Your instructions: Return all of the data exactly, with nothing left out but the pictures.

Data provided:
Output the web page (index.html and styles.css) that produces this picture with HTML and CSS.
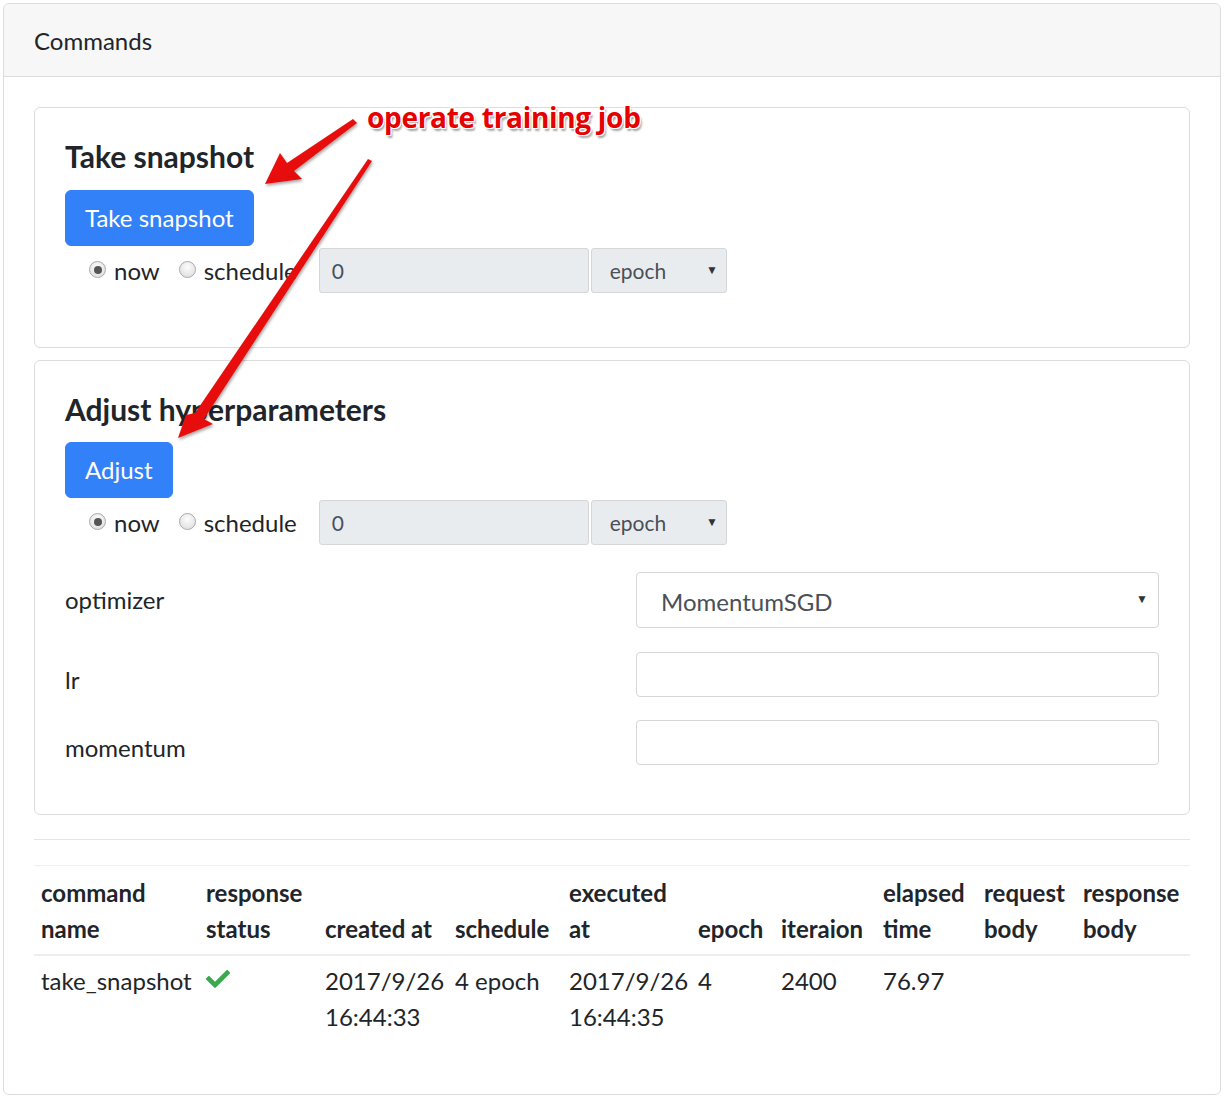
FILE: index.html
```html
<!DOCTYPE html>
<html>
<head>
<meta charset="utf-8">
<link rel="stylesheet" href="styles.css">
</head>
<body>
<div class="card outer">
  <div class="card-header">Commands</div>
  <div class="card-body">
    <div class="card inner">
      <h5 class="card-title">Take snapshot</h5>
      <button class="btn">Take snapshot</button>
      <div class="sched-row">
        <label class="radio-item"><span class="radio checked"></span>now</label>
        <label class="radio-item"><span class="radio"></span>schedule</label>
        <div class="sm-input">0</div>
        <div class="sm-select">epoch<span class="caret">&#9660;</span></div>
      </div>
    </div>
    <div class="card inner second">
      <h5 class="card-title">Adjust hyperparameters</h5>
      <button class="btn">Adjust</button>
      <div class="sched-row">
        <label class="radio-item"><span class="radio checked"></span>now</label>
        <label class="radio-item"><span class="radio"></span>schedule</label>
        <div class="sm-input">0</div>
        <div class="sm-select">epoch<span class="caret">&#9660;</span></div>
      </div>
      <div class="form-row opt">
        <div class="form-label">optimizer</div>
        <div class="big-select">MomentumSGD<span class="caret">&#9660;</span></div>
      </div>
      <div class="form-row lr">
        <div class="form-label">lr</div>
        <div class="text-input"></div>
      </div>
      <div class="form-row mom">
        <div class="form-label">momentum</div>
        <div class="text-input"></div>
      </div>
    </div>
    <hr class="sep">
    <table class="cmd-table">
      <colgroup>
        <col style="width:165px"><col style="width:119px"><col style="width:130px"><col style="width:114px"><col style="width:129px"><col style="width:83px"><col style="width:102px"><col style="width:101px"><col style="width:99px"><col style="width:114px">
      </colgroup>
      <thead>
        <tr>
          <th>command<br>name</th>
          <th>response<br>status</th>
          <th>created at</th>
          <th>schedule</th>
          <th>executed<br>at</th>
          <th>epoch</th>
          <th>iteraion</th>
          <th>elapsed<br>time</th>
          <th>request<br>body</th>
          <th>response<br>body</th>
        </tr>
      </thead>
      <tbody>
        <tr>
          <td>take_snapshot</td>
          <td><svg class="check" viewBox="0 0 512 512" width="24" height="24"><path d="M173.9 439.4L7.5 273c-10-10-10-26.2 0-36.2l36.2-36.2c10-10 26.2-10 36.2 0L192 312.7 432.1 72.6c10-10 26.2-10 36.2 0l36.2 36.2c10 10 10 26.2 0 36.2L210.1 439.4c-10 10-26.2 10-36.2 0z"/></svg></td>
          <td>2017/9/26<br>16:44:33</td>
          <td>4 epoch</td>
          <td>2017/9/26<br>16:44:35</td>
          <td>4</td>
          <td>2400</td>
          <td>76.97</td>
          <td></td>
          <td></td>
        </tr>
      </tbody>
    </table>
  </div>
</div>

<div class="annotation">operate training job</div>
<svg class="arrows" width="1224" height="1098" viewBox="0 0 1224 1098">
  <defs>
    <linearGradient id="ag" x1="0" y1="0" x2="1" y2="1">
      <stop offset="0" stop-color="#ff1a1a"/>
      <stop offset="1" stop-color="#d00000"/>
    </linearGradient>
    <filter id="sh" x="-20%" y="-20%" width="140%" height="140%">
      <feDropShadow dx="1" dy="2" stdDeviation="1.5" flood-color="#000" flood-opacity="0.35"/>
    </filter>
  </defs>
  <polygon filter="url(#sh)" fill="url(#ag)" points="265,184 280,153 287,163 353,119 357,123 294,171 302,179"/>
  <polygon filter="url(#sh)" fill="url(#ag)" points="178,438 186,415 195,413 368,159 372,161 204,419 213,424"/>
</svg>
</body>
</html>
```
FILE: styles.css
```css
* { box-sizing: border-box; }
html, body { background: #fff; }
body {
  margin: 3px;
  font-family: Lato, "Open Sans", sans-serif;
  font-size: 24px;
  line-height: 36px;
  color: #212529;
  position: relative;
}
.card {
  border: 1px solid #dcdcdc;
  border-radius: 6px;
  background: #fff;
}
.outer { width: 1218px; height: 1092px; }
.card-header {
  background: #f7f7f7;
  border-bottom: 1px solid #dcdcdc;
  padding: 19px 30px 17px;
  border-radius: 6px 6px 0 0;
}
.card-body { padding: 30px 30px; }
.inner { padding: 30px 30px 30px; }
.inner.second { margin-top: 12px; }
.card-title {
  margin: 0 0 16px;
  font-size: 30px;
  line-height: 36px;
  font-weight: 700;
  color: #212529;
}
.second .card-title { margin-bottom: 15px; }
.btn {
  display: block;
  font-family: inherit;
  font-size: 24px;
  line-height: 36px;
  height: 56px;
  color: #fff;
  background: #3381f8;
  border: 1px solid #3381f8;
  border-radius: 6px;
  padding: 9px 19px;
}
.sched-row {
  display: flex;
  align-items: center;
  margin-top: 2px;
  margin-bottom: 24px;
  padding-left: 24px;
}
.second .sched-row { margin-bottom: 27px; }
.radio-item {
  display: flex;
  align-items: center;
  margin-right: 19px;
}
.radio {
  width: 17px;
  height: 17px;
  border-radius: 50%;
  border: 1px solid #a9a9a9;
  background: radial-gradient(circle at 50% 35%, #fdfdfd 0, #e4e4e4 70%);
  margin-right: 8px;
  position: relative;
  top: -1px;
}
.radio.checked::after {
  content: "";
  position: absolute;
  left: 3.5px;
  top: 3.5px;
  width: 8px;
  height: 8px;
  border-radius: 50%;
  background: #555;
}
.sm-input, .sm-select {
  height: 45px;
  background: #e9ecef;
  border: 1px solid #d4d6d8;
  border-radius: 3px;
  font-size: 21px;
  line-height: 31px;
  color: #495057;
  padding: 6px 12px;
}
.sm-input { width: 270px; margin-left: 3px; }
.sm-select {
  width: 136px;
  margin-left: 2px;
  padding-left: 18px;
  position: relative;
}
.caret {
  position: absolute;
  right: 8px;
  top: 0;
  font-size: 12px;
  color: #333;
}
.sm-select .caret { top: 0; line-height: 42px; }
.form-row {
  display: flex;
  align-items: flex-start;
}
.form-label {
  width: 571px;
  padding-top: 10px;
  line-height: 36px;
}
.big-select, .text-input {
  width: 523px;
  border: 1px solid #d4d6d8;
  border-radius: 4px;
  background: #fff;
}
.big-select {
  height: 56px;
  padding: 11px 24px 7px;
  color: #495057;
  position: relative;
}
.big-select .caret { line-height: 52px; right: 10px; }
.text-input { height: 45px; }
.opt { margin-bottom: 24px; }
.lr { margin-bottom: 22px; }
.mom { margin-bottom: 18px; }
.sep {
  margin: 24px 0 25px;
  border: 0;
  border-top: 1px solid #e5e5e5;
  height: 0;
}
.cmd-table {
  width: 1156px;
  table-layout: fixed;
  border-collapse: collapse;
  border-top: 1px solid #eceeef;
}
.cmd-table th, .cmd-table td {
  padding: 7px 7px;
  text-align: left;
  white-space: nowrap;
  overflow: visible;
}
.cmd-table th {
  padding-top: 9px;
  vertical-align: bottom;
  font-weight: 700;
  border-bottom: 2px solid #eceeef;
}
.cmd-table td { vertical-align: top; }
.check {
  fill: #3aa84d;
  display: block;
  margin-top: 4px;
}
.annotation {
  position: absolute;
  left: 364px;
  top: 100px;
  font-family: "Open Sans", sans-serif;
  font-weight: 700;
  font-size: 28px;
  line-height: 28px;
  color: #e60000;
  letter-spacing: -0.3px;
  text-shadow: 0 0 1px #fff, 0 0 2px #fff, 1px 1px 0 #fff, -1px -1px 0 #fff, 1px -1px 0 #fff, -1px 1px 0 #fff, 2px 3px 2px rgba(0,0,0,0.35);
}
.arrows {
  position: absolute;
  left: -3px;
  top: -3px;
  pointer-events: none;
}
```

Output below:
Output the web page (index.html and styles.css) that produces this picture with HTML and CSS.
FILE: index.html
```html
<!DOCTYPE html>
<html>
<head>
<meta charset="utf-8">
<link rel="stylesheet" href="styles.css">
</head>
<body>
<div class="card outer">
  <div class="card-header">Commands</div>
  <div class="card-body">
    <div class="card inner">
      <h5 class="card-title">Take snapshot</h5>
      <button class="btn">Take snapshot</button>
      <div class="sched-row">
        <label class="radio-item"><span class="radio checked"></span>now</label>
        <label class="radio-item"><span class="radio"></span>schedule</label>
        <div class="sm-input">0</div>
        <div class="sm-select">epoch<span class="caret">&#9660;</span></div>
      </div>
    </div>
    <div class="card inner second">
      <h5 class="card-title">Adjust hyperparameters</h5>
      <button class="btn">Adjust</button>
      <div class="sched-row">
        <label class="radio-item"><span class="radio checked"></span>now</label>
        <label class="radio-item"><span class="radio"></span>schedule</label>
        <div class="sm-input">0</div>
        <div class="sm-select">epoch<span class="caret">&#9660;</span></div>
      </div>
      <div class="form-row opt">
        <div class="form-label">optimizer</div>
        <div class="big-select">MomentumSGD<span class="caret">&#9660;</span></div>
      </div>
      <div class="form-row lr">
        <div class="form-label">lr</div>
        <div class="text-input"></div>
      </div>
      <div class="form-row mom">
        <div class="form-label">momentum</div>
        <div class="text-input"></div>
      </div>
    </div>
    <hr class="sep">
    <table class="cmd-table">
      <colgroup>
        <col style="width:165px"><col style="width:119px"><col style="width:130px"><col style="width:114px"><col style="width:129px"><col style="width:83px"><col style="width:102px"><col style="width:101px"><col style="width:99px"><col style="width:114px">
      </colgroup>
      <thead>
        <tr>
          <th>command<br>name</th>
          <th>response<br>status</th>
          <th>created at</th>
          <th>schedule</th>
          <th>executed<br>at</th>
          <th>epoch</th>
          <th>iteraion</th>
          <th>elapsed<br>time</th>
          <th>request<br>body</th>
          <th>response<br>body</th>
        </tr>
      </thead>
      <tbody>
        <tr>
          <td>take_snapshot</td>
          <td><svg class="check" viewBox="0 0 512 512" width="24" height="24"><path d="M173.9 439.4L7.5 273c-10-10-10-26.2 0-36.2l36.2-36.2c10-10 26.2-10 36.2 0L192 312.7 432.1 72.6c10-10 26.2-10 36.2 0l36.2 36.2c10 10 10 26.2 0 36.2L210.1 439.4c-10 10-26.2 10-36.2 0z"/></svg></td>
          <td>2017/9/26<br>16:44:33</td>
          <td>4 epoch</td>
          <td>2017/9/26<br>16:44:35</td>
          <td>4</td>
          <td>2400</td>
          <td>76.97</td>
          <td></td>
          <td></td>
        </tr>
      </tbody>
    </table>
  </div>
</div>

<div class="annotation">operate training job</div>
<svg class="arrows" width="1224" height="1098" viewBox="0 0 1224 1098">
  <defs>
    <linearGradient id="ag" x1="0" y1="0" x2="1" y2="1">
      <stop offset="0" stop-color="#ff1a1a"/>
      <stop offset="1" stop-color="#d00000"/>
    </linearGradient>
    <filter id="sh" x="-20%" y="-20%" width="140%" height="140%">
      <feDropShadow dx="1" dy="2" stdDeviation="1.5" flood-color="#000" flood-opacity="0.35"/>
    </filter>
  </defs>
  <polygon filter="url(#sh)" fill="url(#ag)" points="265,184 280,153 287,163 353,119 357,123 294,171 302,179"/>
  <polygon filter="url(#sh)" fill="url(#ag)" points="178,438 186,415 195,413 368,159 372,161 204,419 213,424"/>
</svg>
</body>
</html>
```
FILE: styles.css
```css
* { box-sizing: border-box; }
html, body { background: #fff; }
body {
  margin: 3px;
  font-family: Lato, "Open Sans", sans-serif;
  font-size: 24px;
  line-height: 36px;
  color: #212529;
  position: relative;
}
.card {
  border: 1px solid #dcdcdc;
  border-radius: 6px;
  background: #fff;
}
.outer { width: 1218px; height: 1092px; }
.card-header {
  background: #f7f7f7;
  border-bottom: 1px solid #dcdcdc;
  padding: 19px 30px 17px;
  border-radius: 6px 6px 0 0;
}
.card-body { padding: 30px 30px; }
.inner { padding: 30px 30px 30px; }
.inner.second { margin-top: 12px; }
.card-title {
  margin: 0 0 16px;
  font-size: 30px;
  line-height: 36px;
  font-weight: 700;
  color: #212529;
}
.second .card-title { margin-bottom: 15px; }
.btn {
  display: block;
  font-family: inherit;
  font-size: 24px;
  line-height: 36px;
  height: 56px;
  color: #fff;
  background: #3381f8;
  border: 1px solid #3381f8;
  border-radius: 6px;
  padding: 9px 19px;
}
.sched-row {
  display: flex;
  align-items: center;
  margin-top: 2px;
  margin-bottom: 24px;
  padding-left: 24px;
}
.second .sched-row { margin-bottom: 27px; }
.radio-item {
  display: flex;
  align-items: center;
  margin-right: 19px;
}
.radio {
  width: 17px;
  height: 17px;
  border-radius: 50%;
  border: 1px solid #a9a9a9;
  background: radial-gradient(circle at 50% 35%, #fdfdfd 0, #e4e4e4 70%);
  margin-right: 8px;
  position: relative;
  top: -1px;
}
.radio.checked::after {
  content: "";
  position: absolute;
  left: 3.5px;
  top: 3.5px;
  width: 8px;
  height: 8px;
  border-radius: 50%;
  background: #555;
}
.sm-input, .sm-select {
  height: 45px;
  background: #e9ecef;
  border: 1px solid #d4d6d8;
  border-radius: 3px;
  font-size: 21px;
  line-height: 31px;
  color: #495057;
  padding: 6px 12px;
}
.sm-input { width: 270px; margin-left: 3px; }
.sm-select {
  width: 136px;
  margin-left: 2px;
  padding-left: 18px;
  position: relative;
}
.caret {
  position: absolute;
  right: 8px;
  top: 0;
  font-size: 12px;
  color: #333;
}
.sm-select .caret { top: 0; line-height: 42px; }
.form-row {
  display: flex;
  align-items: flex-start;
}
.form-label {
  width: 571px;
  padding-top: 10px;
  line-height: 36px;
}
.big-select, .text-input {
  width: 523px;
  border: 1px solid #d4d6d8;
  border-radius: 4px;
  background: #fff;
}
.big-select {
  height: 56px;
  padding: 11px 24px 7px;
  color: #495057;
  position: relative;
}
.big-select .caret { line-height: 52px; right: 10px; }
.text-input { height: 45px; }
.opt { margin-bottom: 24px; }
.lr { margin-bottom: 22px; }
.mom { margin-bottom: 18px; }
.sep {
  margin: 24px 0 25px;
  border: 0;
  border-top: 1px solid #e5e5e5;
  height: 0;
}
.cmd-table {
  width: 1156px;
  table-layout: fixed;
  border-collapse: collapse;
  border-top: 1px solid #eceeef;
}
.cmd-table th, .cmd-table td {
  padding: 7px 7px;
  text-align: left;
  white-space: nowrap;
  overflow: visible;
}
.cmd-table th {
  padding-top: 9px;
  vertical-align: bottom;
  font-weight: 700;
  border-bottom: 2px solid #eceeef;
}
.cmd-table td { vertical-align: top; }
.check {
  fill: #3aa84d;
  display: block;
  margin-top: 4px;
}
.annotation {
  position: absolute;
  left: 364px;
  top: 100px;
  font-family: "Open Sans", sans-serif;
  font-weight: 700;
  font-size: 28px;
  line-height: 28px;
  color: #e60000;
  letter-spacing: -0.3px;
  text-shadow: 0 0 1px #fff, 0 0 2px #fff, 1px 1px 0 #fff, -1px -1px 0 #fff, 1px -1px 0 #fff, -1px 1px 0 #fff, 2px 3px 2px rgba(0,0,0,0.35);
}
.arrows {
  position: absolute;
  left: -3px;
  top: -3px;
  pointer-events: none;
}
```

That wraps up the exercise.